Dawn Poole, a striking border force officer at London’s Heathrow International Airport and representative of the union, said that rising food and energy costs, combined with a hike in mortgage interest rates, had been the final straw for already-struggling staff.
“We have had people selling houses to downsize or struggling to pay the rent,” she said.
Mr. Sunak’s tough stance is a gamble. If the strikes collapse, that could build his reputation as a leader able to stand firm and administer tough measures to stabilize the economy. It could also bolster his leadership within a fractious Conservative Party, where standing up to trade unions is associated with former Prime Minister Margaret Thatcher, who came to power in 1979 after labor unrest also known as the winter of discontent and faced down striking miners.
Mrs. Thatcher, however, prepared for her standoff with the miners, ensuring that coal stocks were high and confronting them at a time when unions were widely seen as too powerful.
By contrast, today’s unions appear to be more in sync with the popular mood, analysts say, because Britons know that well before the strikes, their railways were unreliable and their health service was creaking under acute pressure.
“The argument that ‘We’re on strike to save the National Health Service,’ which is what the nurses have been saying, resonates with what people know from their own experience,” said Professor Fielding.
Mr.
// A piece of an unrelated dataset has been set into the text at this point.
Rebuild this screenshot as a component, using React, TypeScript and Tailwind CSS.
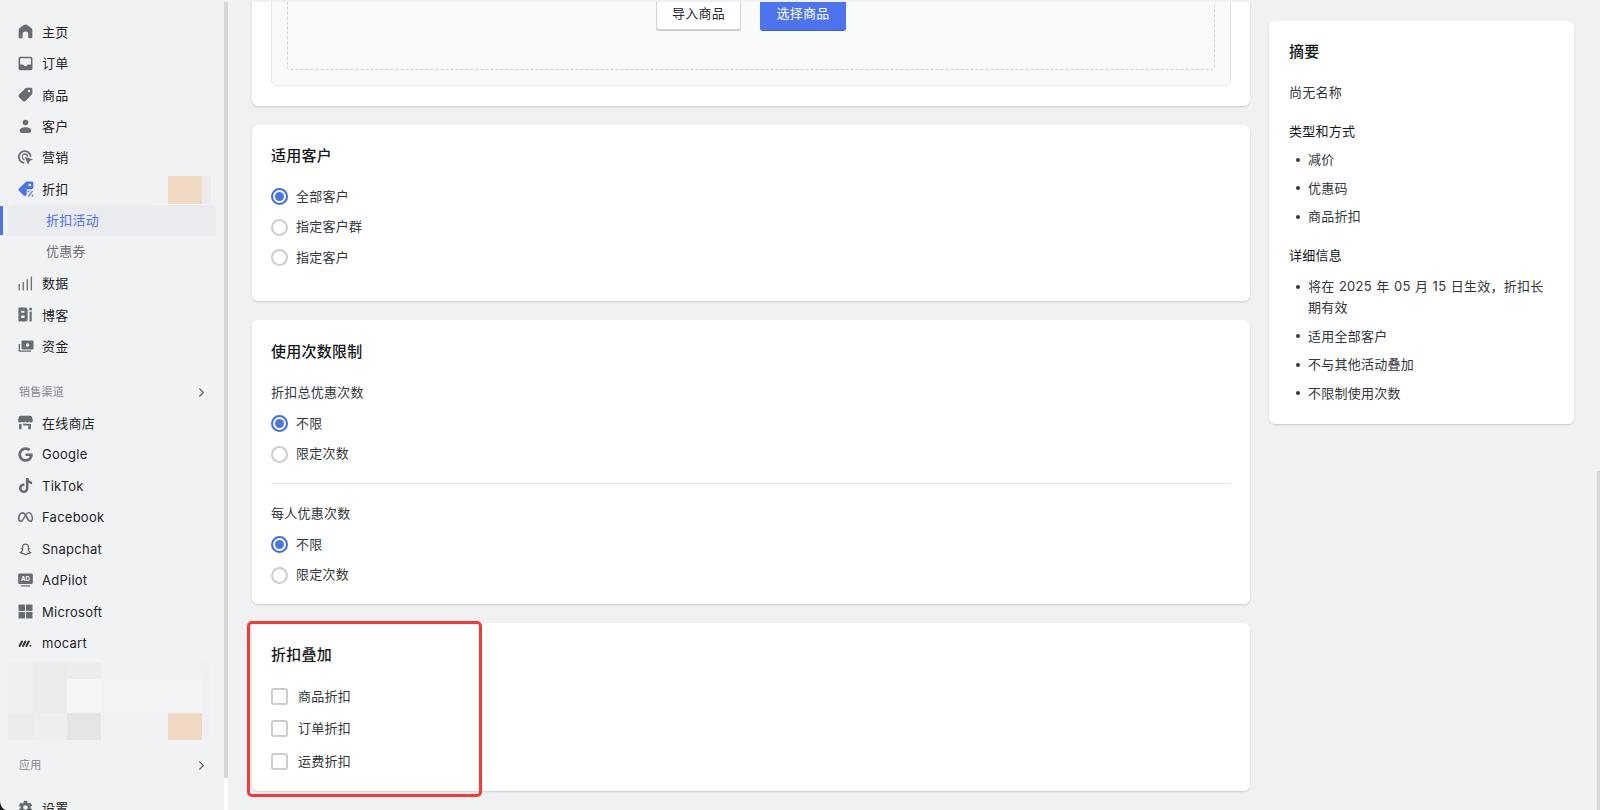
import React from "react";
import { ChevronRight } from "lucide-react";
import { FaGoogle, FaTiktok } from "react-icons/fa";
import { RiSnapchatLine } from "react-icons/ri";
import { SiMeta } from "react-icons/si";
import { IoSettingsSharp } from "react-icons/io5";

const Svg = ({ children, cls = "text-[#686c73]" }: { children: React.ReactNode; cls?: string }) => (
  <svg viewBox="0 0 14 14" width="15" height="15" fill="currentColor" className={cls}>{children}</svg>
);

const icons: Record<string, React.ReactNode> = {
  home: <Svg><path d="M7 .4C6.4.4 5.9.7 5.4 1L1.600 3.800C.9 4.300.6 5 .6 5.800v6.400c0 .7.5 1.200 1.200 1.200h2.600V9.600a2.600 2.600 0 0 1 5.200 0v3.800h2.600c.7 0 1.200-.5 1.200-1.200V5.800c0-.8-.3-1.500-1-2L8.600 1C8.100.7 7.600.4 7 .4z" /></Svg>,
  inbox: <Svg><path fillRule="evenodd" d="M2.400.6h9.200c1.100 0 1.900.8 1.900 1.900v9c0 1.100-.8 1.900-1.900 1.900H2.400C1.300 13.400.5 12.600.5 11.500v-9C.5 1.400 1.300.6 2.400.6zm0 1.500c-.3 0-.4.2-.4.4V8h2.400c.4 0 .7.2.9.5l.5.8h2.400l.5-.8c.2-.3.5-.5.9-.5H12V2.500c0-.2-.2-.4-.4-.4H2.400z" /></Svg>,
  tag: <Svg><path fillRule="evenodd" d="M8.200.6h3.900c.7 0 1.300.6 1.300 1.300v3.900c0 .5-.2.9-.5 1.200L7 13c-.7.7-1.800.7-2.500 0L1 9.500C.3 8.800.3 7.700 1 7L7 1.100C7.300.8 7.700.6 8.200.6zM10.300 2.500a1.200 1.200 0 1 0 0 2.400 1.200 1.200 0 0 0 0-2.400z" /></Svg>,
  person: <Svg><circle cx="7" cy="3.300" r="2.600" /><path d="M7 7.800c3 0 5.400 1.100 5.400 3.100 0 1.500-1.200 2.200-2.800 2.200H4.400C2.800 13.100 1.600 12.400 1.600 10.900c0-2 2.400-3.100 5.400-3.100z" /></Svg>,
  marketing: (
    <Svg>
      <path d="M6.300.2a6.300 6.300 0 0 1 6.300 6h-1.600a4.700 4.700 0 1 0-5.300 5l.5 1.600A6.300 6.300 0 0 1 6.300.2z" />
      <path d="M6.300 3a3.400 3.400 0 0 1 3.400 3H8.200a1.900 1.900 0 1 0-2.300 2.200l.5 1.500A3.400 3.400 0 0 1 6.300 3z" />
      <path d="M6.200 6.200l7.800 2.600-3.100 1.500-1.500 3.500z" />
    </Svg>
  ),
  discount: (
    <svg viewBox="0 0 14 14" width="16" height="16" className="text-[#4c74e9]" fill="currentColor">
      <path fillRule="evenodd" d="M8 .4h4.100c.8 0 1.400.6 1.400 1.400v3.600c0 .5-.2.9-.5 1.200L7.200 12.500c-.7.7-1.800.7-2.500 0L1 8.800C.3 8.100.3 7 1 6.300L6.800.9C7.100.6 7.500.4 8 .4zM10.300 2.300a1.200 1.200 0 1 0 0 2.400 1.200 1.200 0 0 0 0-2.400z" />
      <rect x="7.600" y="7.300" width="6.400" height="6.700" fill="#f1f2f4" />
      <path d="M9 13.600l3.800-5" stroke="currentColor" strokeWidth="1" />
      <circle cx="9.200" cy="9.100" r=".8" /><circle cx="12.700" cy="12.800" r=".8" />
    </svg>
  ),
  data: <Svg><rect x=".5" y="7.500" width="1.200" height="6" /><rect x="4.300" y="5.500" width="1.200" height="8" /><rect x="8.100" y="3" width="1.200" height="10.500" /><rect x="11.900" y=".5" width="1.200" height="13" /></Svg>,
  blog: <Svg><path fillRule="evenodd" d="M.4 1.400C.4.900.8.500 1.300.500h5.400c1.300 0 2.300 1 2.300 2.300v8.600c0 1.200-1 2.100-2.200 2.100H1.300c-.5 0-.9-.4-.9-.9V1.400zM3 3.400v1.900h3V3.400H3zM3 8v2.200h3.100V8H3z" /><circle cx="11.800" cy="1.900" r="1.400" /><rect x="10.800" y="4.300" width="2" height="9.200" rx=".6" /></Svg>,
  funds: (
    <svg viewBox="0 0 16 14" width="16" height="14" fill="currentColor" className="text-[#686c73]">
      <path fillRule="evenodd" d="M4.500 1.500h10c.6 0 1 .4 1 1v7c0 .6-.4 1-1 1h-10c-.6 0-1-.4-1-1v-7c0-.6.4-1 1-1zM9.500 4.300a1.700 1.700 0 1 0 0 3.400 1.700 1.700 0 0 0 0-3.400z" />
      <path d="M.6 5h1.400v6.200c0 .2.100.3.300.3H13v1.300H2c-.8 0-1.400-.6-1.400-1.400V5z" />
    </svg>
  ),
  store: <Svg><path d="M2.300.8h9.400c.5 0 .9.300 1.100.7l1 3v.8c0 1-.8 1.700-1.800 1.700-.8 0-1.400-.4-1.700-1-.3.600-1 1-1.700 1S7.300 6.600 7 6c-.3.600-1 1-1.700 1s-1.400-.4-1.700-1c-.3.600-.9 1-1.700 1C.9 7 .1 6.300.1 5.300v-.8l1-3c.2-.4.7-.7 1.200-.7z" /><path d="M1 8.200c.4.100.7.200 1 .2.500 0 1-.1 1.300-.3v5.300H2c-.6 0-1-.4-1-1V8.200zM4.800 8.200c.4.100 1 .1 1.400 0 .3-.1.600-.2.800-.3.500.3 1.300.5 2 .4.300 0 .5-.1.800-.2.300.2.800.3 1.200.3.400 0 .7-.1 1-.2v4.200c0 .6-.4 1-1 1h-1.400V9.800H4.800v3.600z" /></Svg>,
  ad: (
    <svg viewBox="0 0 15 14" width="15" height="14" className="text-[#686c73]">
      <rect x=".2" y=".5" width="14.600" height="10.500" rx="1.200" fill="currentColor" />
      <rect x="3" y="12.300" width="9" height="1.200" fill="currentColor" />
      <text x="7.500" y="8" textAnchor="middle" fontSize="6" fontWeight="700" letterSpacing="0" fill="#fff" fontFamily="Inter, sans-serif">AD</text>
    </svg>
  ),
  ms: <Svg><rect x=".5" y=".5" width="6" height="6" /><rect x="7.500" y=".5" width="6" height="6" /><rect x=".5" y="7.500" width="6" height="6" /><rect x="7.500" y="7.500" width="6" height="6" /></Svg>,
  mocart: (
    <svg viewBox="0 0 14 14" width="14" height="14" fill="none" stroke="#33363b" strokeWidth="2" strokeLinecap="round">
      <path d="M1.600 10l2.400-4.500M5 10l2.400-4.500M8.400 10l2.400-4.500" /><circle cx="12.300" cy="9.700" r=".9" fill="#33363b" stroke="none" />
    </svg>
  ),
};

const glyph = (c: React.ReactNode) => <span className="flex h-[14px] w-[15px] items-center justify-center text-[#686c73]">{c}</span>;

const NavRow = ({ icon, label }: { icon: React.ReactNode; label: string }) => (
  <div className="flex h-[31.45px] items-center pl-[18px]">
    <span className="flex w-[24px] items-center">{icon}</span>
    <span className="text-[13px] leading-[20px] text-[#1f2329]">{label}</span>
  </div>
);

const SubRow = ({ label }: { label: string }) => (
  <div className="flex h-[31.45px] items-center pl-[46px] text-[13px] text-[#6b6f76]">{label}</div>
);

const Section = ({ label }: { label: string }) => (
  <div className="flex h-[31.45px] items-center justify-between pl-[19px] pr-[15px] text-[11px] text-[#85888e]">
    <span>{label}</span>
    <ChevronRight size={15} strokeWidth={1.7} className="text-[#5f6369]" />
  </div>
);

const Mosaic = ({ h, cells }: { h: string; cells: [string, string][] }) => (
  <div className={`flex ${h}`}>
    {cells.map(([w, bg], i) => (
      <div key={i} style={{ width: w, background: bg }} />
    ))}
  </div>
);

const Radio = ({ on, label }: { on?: boolean; label: string }) => (
  <label className="flex h-[30.75px] items-center">
    {on ? (
      <span className="flex h-[17px] w-[17px] items-center justify-center rounded-full border-2 border-[#3f6df0] bg-white">
        <span className="h-[9px] w-[9px] rounded-full bg-[#4c74e9]" />
      </span>
    ) : (
      <span className="h-[17px] w-[17px] rounded-full border-2 border-[#cbcdd0] bg-white" />
    )}
    <span className="ml-[8px] text-[13px] text-[#33363b]">{label}</span>
  </label>
);

const Check = ({ label }: { label: string }) => (
  <label className="flex h-[32.5px] items-center">
    <span className="h-[17px] w-[17px] rounded-[3px] border-2 border-[#cbcdd0] bg-white" />
    <span className="ml-[10px] text-[13px] text-[#33363b]">{label}</span>
  </label>
);

const cardCls = "rounded-[6px] bg-white shadow-[0_1px_2px_rgba(0,0,0,0.16)]";
const Heading = ({ children }: { children: React.ReactNode }) => (
  <h2 className="text-[15px] font-medium leading-[22px] text-[#14171a]">{children}</h2>
);

const Bullets = ({ items }: { items: string[] }) => (
  <ul className="flex flex-col gap-[7.5px] pl-[19px] text-[13px] leading-[21px] text-[#33363b] [word-spacing:0.5px]">
    {items.map((t) => (
      <li key={t} className="relative before:absolute before:left-[-12px] before:top-[8.5px] before:h-[4px] before:w-[4px] before:rounded-full before:bg-[#33363b]">{t}</li>
    ))}
  </ul>
);

export default function App() {
  return (
    <div className="relative flex h-[810px] w-[1600px] overflow-hidden bg-[#f0f1f3] font-['Inter','Noto_Sans_CJK_SC',sans-serif] tracking-[0.25px]">
      {/* sidebar */}
      <aside className="relative h-full w-[224px] shrink-0 overflow-hidden bg-[#f1f2f4] pt-[16px]">
        <NavRow icon={icons.home} label="主页" />
        <NavRow icon={icons.inbox} label="订单" />
        <NavRow icon={icons.tag} label="商品" />
        <NavRow icon={icons.person} label="客户" />
        <NavRow icon={icons.marketing} label="营销" />
        <div className="relative">
          <div className="absolute left-[150px] top-[3px] flex h-[28px]">
            <div className="w-[18px] bg-[#f1f1f1]" />
            <div className="w-[34px] bg-[#f0d9c2]" />
            <div className="w-[9px] bg-[#ecebe9]" />
          </div>
          <NavRow icon={icons.discount} label="折扣" />
        </div>
        <div className="relative">
          <div className="absolute left-0 top-[1px] h-[29px] w-[3px] bg-[#4c74e9]" />
          <div className="mx-[8px] flex h-[31.45px] items-center rounded-[4px] bg-[#e9ebef] pl-[38px] text-[13px] text-[#4c74e9]">折扣活动</div>
        </div>
        <SubRow label="优惠券" />
        <NavRow icon={icons.data} label="数据" />
        <NavRow icon={icons.blog} label="博客" />
        <NavRow icon={icons.funds} label="资金" />
        <div className="mb-[-1px] mt-[15px]"><Section label="销售渠道" /></div>
        <NavRow icon={icons.store} label="在线商店" />
        <NavRow icon={glyph(<FaGoogle size={15} />)} label="Google" />
        <NavRow icon={glyph(<FaTiktok size={15} />)} label="TikTok" />
        <NavRow icon={glyph(<SiMeta size={16} />)} label="Facebook" />
        <NavRow icon={glyph(<RiSnapchatLine size={20} />)} label="Snapchat" />
        <NavRow icon={icons.ad} label="AdPilot" />
        <NavRow icon={icons.ms} label="Microsoft" />
        <NavRow icon={icons.mocart} label="mocart" />
        <div className="ml-[8px] mt-[3px] w-[201px]">
          <Mosaic h="h-[17px]" cells={[["25px", "#eef0f1"], ["34px", "#e9ebed"], ["34px", "#ebecee"], ["101px", "#f0f1f3"], ["7px", "#eef0f2"]]} />
          <Mosaic h="h-[34px]" cells={[["25px", "#eff0f2"], ["34px", "#e9ebed"], ["34px", "#f4f5f6"], ["101px", "#f2f3f4"], ["7px", "#eef0f2"]]} />
          <Mosaic h="h-[27px]" cells={[["25px", "#e9ebec"], ["34px", "#eceeef"], ["34px", "#e3e5e7"], ["67px", "#f1f2f3"], ["34px", "#f0d9c2"], ["7px", "#eff0f1"]]} />
        </div>
        <div className="mb-[-1px] mt-[10px]"><Section label="应用" /></div>
        <div className="mt-[12px]">
          <NavRow icon={glyph(<IoSettingsSharp size={15} />)} label="设置" />
        </div>
      </aside>
      {/* sidebar scrollbar */}
      <div className="flex h-full w-[4px] shrink-0 flex-col bg-white">
        <div className="h-[778px] bg-[#d5d6d9]" />
      </div>
      {/* main */}
      <main className="flex min-w-0 flex-1 items-start pl-[24px]">
        <div className="-mt-[60px] flex w-[998px] shrink-0 flex-col gap-[19px]">
          <section className={`${cardCls} h-[166px] pl-[19px] pr-[19px] pt-[10px]`}>
            <div className="h-[136px] rounded-[6px] border border-[#e6e7e9] bg-[#f9fafa] p-[15px]">
              <div className="flex h-[104px] justify-center gap-[19px] rounded-[4px] border border-dashed border-[#cfd1d4] pt-[31px]">
                <button className="h-[32px] w-[85px] rounded-[3px] border border-[#d3d5d8] bg-white text-[13px] text-[#26292e] shadow-[0_1px_0_#c4c6ca]">导入商品</button>
                <button className="h-[32px] w-[86px] rounded-[3px] bg-[#4d74ee] text-[13px] text-white shadow-[0_1px_0_#3f63d0]">选择商品</button>
              </div>
            </div>
          </section>

          <section className={`${cardCls} h-[176px] px-[19px] pt-[20px]`}>
            <Heading>适用客户</Heading>
            <div className="mt-[14px] flex flex-col">
              <Radio on label="全部客户" />
              <Radio label="指定客户群" />
              <Radio label="指定客户" />
            </div>
          </section>

          <section className={`${cardCls} h-[284px] px-[19px] pt-[20.5px]`}>
            <Heading>使用次数限制</Heading>
            <p className="mt-[19.5px] text-[13px] leading-[20px] text-[#33363b]">折扣总优惠次数</p>
            <div className="mt-[6px] flex flex-col">
              <Radio on label="不限" />
              <Radio label="限定次数" />
            </div>
            <div className="mt-[13.5px] h-px bg-[#e4e5e7]" />
            <p className="mt-[19px] text-[13px] leading-[20px] text-[#33363b]">每人优惠次数</p>
            <div className="mt-[6px] flex flex-col">
              <Radio on label="不限" />
              <Radio label="限定次数" />
            </div>
          </section>

          <section className={`${cardCls} h-[168px] px-[19px] pt-[20.5px]`}>
            <Heading>折扣叠加</Heading>
            <div className="mt-[14.5px] flex flex-col">
              <Check label="商品折扣" />
              <Check label="订单折扣" />
              <Check label="运费折扣" />
            </div>
          </section>
        </div>

        <aside className={`${cardCls} ml-[19px] mt-[21px] h-[403px] w-[305px] shrink-0 pl-[20px] pr-[26px] pt-[20px]`}>
          <Heading>摘要</Heading>
          <p className="mt-[19px] text-[13px] leading-[21px] text-[#33363b]">尚无名称</p>
          <h3 className="mt-[18px] text-[13px] font-normal leading-[21px] text-[#14171a]">类型和方式</h3>
          <div className="mt-[7px]"><Bullets items={["减价", "优惠码", "商品折扣"]} /></div>
          <h3 className="mt-[17.500px] text-[13px] font-normal leading-[21px] text-[#14171a]">详细信息</h3>
          <div className="mt-[10.5px]">
            <Bullets items={["将在 2025 年 05 月 15 日生效，折扣长期有效", "适用全部客户", "不与其他活动叠加", "不限制使用次数"]} />
          </div>
        </aside>
      </main>

      {/* overlays */}
      <div className="absolute left-0 top-0 h-[2px] w-full bg-[#f0f1f2]" />
      <div className="absolute bottom-0 right-0 h-[339px] w-[3px] bg-[#d5d6d9]" />
      <div className="absolute left-[247px] top-[621px] h-[176px] w-[235px] rounded-[5px] border-[3px] border-[#f53a35]" />
      <svg className="absolute bottom-0 left-0" width="6" height="10" viewBox="0 0 6 10"><path d="M0 0C0 5 2 9 6 10H0z" fill="#1a1a1a" /></svg>
    </div>
  );
}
Kellner, the polling expert, said he believed that the government should separate the nurses and ambulance crews from other strikers.
“As long as the health workers are on strike, the other unions have some degree of cover,” he said. “If in a month’s time we are where we are now, with nothing settled, I think the government will be in a really bad position.”
In the meantime, rail travelers must decide whether to even try to head to the office this week. As one rail operator warned: “Until Jan. 8, only travel by train if absolutely necessary.”